Stated exercise
Quote every line of the data below as it stands, omitting pictures.

* * * *

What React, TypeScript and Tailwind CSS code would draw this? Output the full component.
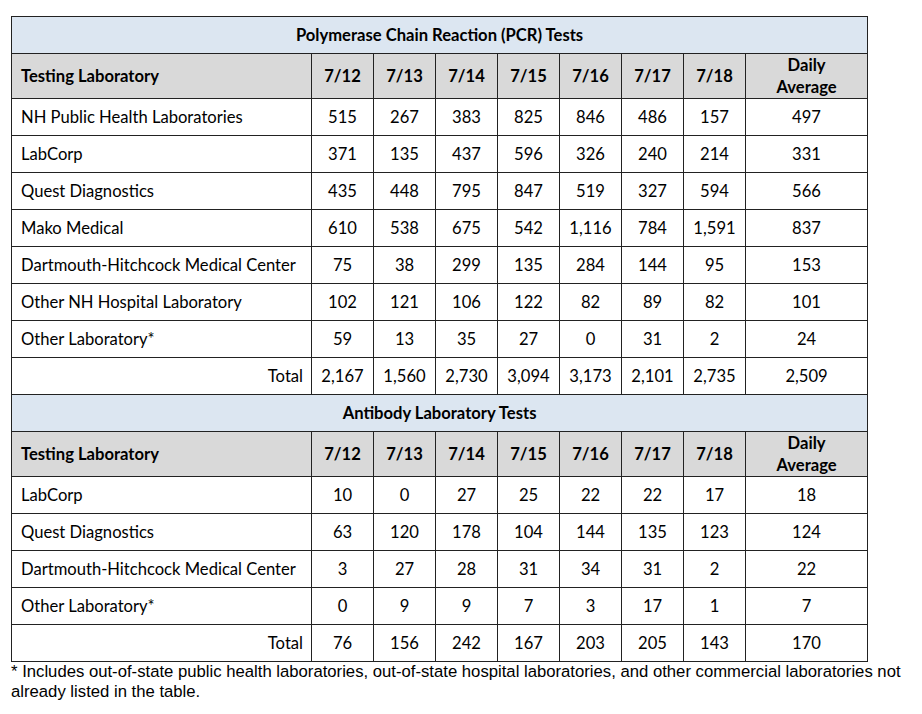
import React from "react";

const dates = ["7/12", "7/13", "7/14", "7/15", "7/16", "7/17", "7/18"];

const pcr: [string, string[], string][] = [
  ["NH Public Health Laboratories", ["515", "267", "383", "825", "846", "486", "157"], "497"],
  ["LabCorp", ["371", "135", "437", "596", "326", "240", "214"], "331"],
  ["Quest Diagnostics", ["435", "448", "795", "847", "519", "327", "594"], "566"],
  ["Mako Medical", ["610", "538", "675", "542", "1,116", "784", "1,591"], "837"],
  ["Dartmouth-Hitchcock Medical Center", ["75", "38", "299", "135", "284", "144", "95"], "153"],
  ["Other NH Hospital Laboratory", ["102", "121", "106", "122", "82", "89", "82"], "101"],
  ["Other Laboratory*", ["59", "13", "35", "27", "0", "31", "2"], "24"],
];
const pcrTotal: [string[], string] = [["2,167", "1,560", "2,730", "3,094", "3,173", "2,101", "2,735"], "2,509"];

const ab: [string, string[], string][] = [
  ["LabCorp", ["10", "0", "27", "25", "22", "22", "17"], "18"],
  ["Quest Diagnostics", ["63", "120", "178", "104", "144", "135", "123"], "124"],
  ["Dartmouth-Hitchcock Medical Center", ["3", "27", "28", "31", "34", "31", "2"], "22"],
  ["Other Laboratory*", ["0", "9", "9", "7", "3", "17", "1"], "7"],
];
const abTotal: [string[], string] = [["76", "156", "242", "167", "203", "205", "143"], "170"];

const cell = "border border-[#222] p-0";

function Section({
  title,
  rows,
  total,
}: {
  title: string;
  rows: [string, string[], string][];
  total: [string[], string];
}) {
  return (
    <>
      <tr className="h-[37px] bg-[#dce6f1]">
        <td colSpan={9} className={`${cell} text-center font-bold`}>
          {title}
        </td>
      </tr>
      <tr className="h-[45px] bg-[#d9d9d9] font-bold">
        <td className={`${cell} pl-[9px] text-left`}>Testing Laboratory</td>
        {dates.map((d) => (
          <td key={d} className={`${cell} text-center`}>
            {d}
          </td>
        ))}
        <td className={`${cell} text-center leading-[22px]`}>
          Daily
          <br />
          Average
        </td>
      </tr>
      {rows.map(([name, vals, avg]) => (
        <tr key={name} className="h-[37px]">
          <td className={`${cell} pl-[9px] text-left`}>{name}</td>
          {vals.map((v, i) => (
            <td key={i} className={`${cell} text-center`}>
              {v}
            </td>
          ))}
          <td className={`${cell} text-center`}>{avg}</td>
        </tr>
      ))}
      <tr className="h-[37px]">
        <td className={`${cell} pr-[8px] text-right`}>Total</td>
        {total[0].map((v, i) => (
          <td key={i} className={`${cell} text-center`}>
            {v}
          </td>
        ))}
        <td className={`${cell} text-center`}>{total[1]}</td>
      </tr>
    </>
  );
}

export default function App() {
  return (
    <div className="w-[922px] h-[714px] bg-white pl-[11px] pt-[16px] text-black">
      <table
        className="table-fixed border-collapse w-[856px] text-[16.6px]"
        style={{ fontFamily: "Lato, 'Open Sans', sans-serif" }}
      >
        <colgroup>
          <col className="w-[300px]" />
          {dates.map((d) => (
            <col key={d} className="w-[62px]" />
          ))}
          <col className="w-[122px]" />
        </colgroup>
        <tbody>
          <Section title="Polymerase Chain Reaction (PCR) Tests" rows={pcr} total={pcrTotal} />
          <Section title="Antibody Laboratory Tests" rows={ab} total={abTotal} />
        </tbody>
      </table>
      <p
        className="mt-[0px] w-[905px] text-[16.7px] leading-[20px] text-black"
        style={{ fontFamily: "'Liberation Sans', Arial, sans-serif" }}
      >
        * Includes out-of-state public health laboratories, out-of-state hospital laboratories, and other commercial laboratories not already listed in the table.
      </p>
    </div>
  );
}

* * * *

Finished task
What React, TypeScript and Tailwind CSS code would draw this? Output the full component.
import React from "react";

const dates = ["7/12", "7/13", "7/14", "7/15", "7/16", "7/17", "7/18"];

const pcr: [string, string[], string][] = [
  ["NH Public Health Laboratories", ["515", "267", "383", "825", "846", "486", "157"], "497"],
  ["LabCorp", ["371", "135", "437", "596", "326", "240", "214"], "331"],
  ["Quest Diagnostics", ["435", "448", "795", "847", "519", "327", "594"], "566"],
  ["Mako Medical", ["610", "538", "675", "542", "1,116", "784", "1,591"], "837"],
  ["Dartmouth-Hitchcock Medical Center", ["75", "38", "299", "135", "284", "144", "95"], "153"],
  ["Other NH Hospital Laboratory", ["102", "121", "106", "122", "82", "89", "82"], "101"],
  ["Other Laboratory*", ["59", "13", "35", "27", "0", "31", "2"], "24"],
];
const pcrTotal: [string[], string] = [["2,167", "1,560", "2,730", "3,094", "3,173", "2,101", "2,735"], "2,509"];

const ab: [string, string[], string][] = [
  ["LabCorp", ["10", "0", "27", "25", "22", "22", "17"], "18"],
  ["Quest Diagnostics", ["63", "120", "178", "104", "144", "135", "123"], "124"],
  ["Dartmouth-Hitchcock Medical Center", ["3", "27", "28", "31", "34", "31", "2"], "22"],
  ["Other Laboratory*", ["0", "9", "9", "7", "3", "17", "1"], "7"],
];
const abTotal: [string[], string] = [["76", "156", "242", "167", "203", "205", "143"], "170"];

const cell = "border border-[#222] p-0";

function Section({
  title,
  rows,
  total,
}: {
  title: string;
  rows: [string, string[], string][];
  total: [string[], string];
}) {
  return (
    <>
      <tr className="h-[37px] bg-[#dce6f1]">
        <td colSpan={9} className={`${cell} text-center font-bold`}>
          {title}
        </td>
      </tr>
      <tr className="h-[45px] bg-[#d9d9d9] font-bold">
        <td className={`${cell} pl-[9px] text-left`}>Testing Laboratory</td>
        {dates.map((d) => (
          <td key={d} className={`${cell} text-center`}>
            {d}
          </td>
        ))}
        <td className={`${cell} text-center leading-[22px]`}>
          Daily
          <br />
          Average
        </td>
      </tr>
      {rows.map(([name, vals, avg]) => (
        <tr key={name} className="h-[37px]">
          <td className={`${cell} pl-[9px] text-left`}>{name}</td>
          {vals.map((v, i) => (
            <td key={i} className={`${cell} text-center`}>
              {v}
            </td>
          ))}
          <td className={`${cell} text-center`}>{avg}</td>
        </tr>
      ))}
      <tr className="h-[37px]">
        <td className={`${cell} pr-[8px] text-right`}>Total</td>
        {total[0].map((v, i) => (
          <td key={i} className={`${cell} text-center`}>
            {v}
          </td>
        ))}
        <td className={`${cell} text-center`}>{total[1]}</td>
      </tr>
    </>
  );
}

export default function App() {
  return (
    <div className="w-[922px] h-[714px] bg-white pl-[11px] pt-[16px] text-black">
      <table
        className="table-fixed border-collapse w-[856px] text-[16.6px]"
        style={{ fontFamily: "Lato, 'Open Sans', sans-serif" }}
      >
        <colgroup>
          <col className="w-[300px]" />
          {dates.map((d) => (
            <col key={d} className="w-[62px]" />
          ))}
          <col className="w-[122px]" />
        </colgroup>
        <tbody>
          <Section title="Polymerase Chain Reaction (PCR) Tests" rows={pcr} total={pcrTotal} />
          <Section title="Antibody Laboratory Tests" rows={ab} total={abTotal} />
        </tbody>
      </table>
      <p
        className="mt-[0px] w-[905px] text-[16.7px] leading-[20px] text-black"
        style={{ fontFamily: "'Liberation Sans', Arial, sans-serif" }}
      >
        * Includes out-of-state public health laboratories, out-of-state hospital laboratories, and other commercial laboratories not already listed in the table.
      </p>
    </div>
  );
}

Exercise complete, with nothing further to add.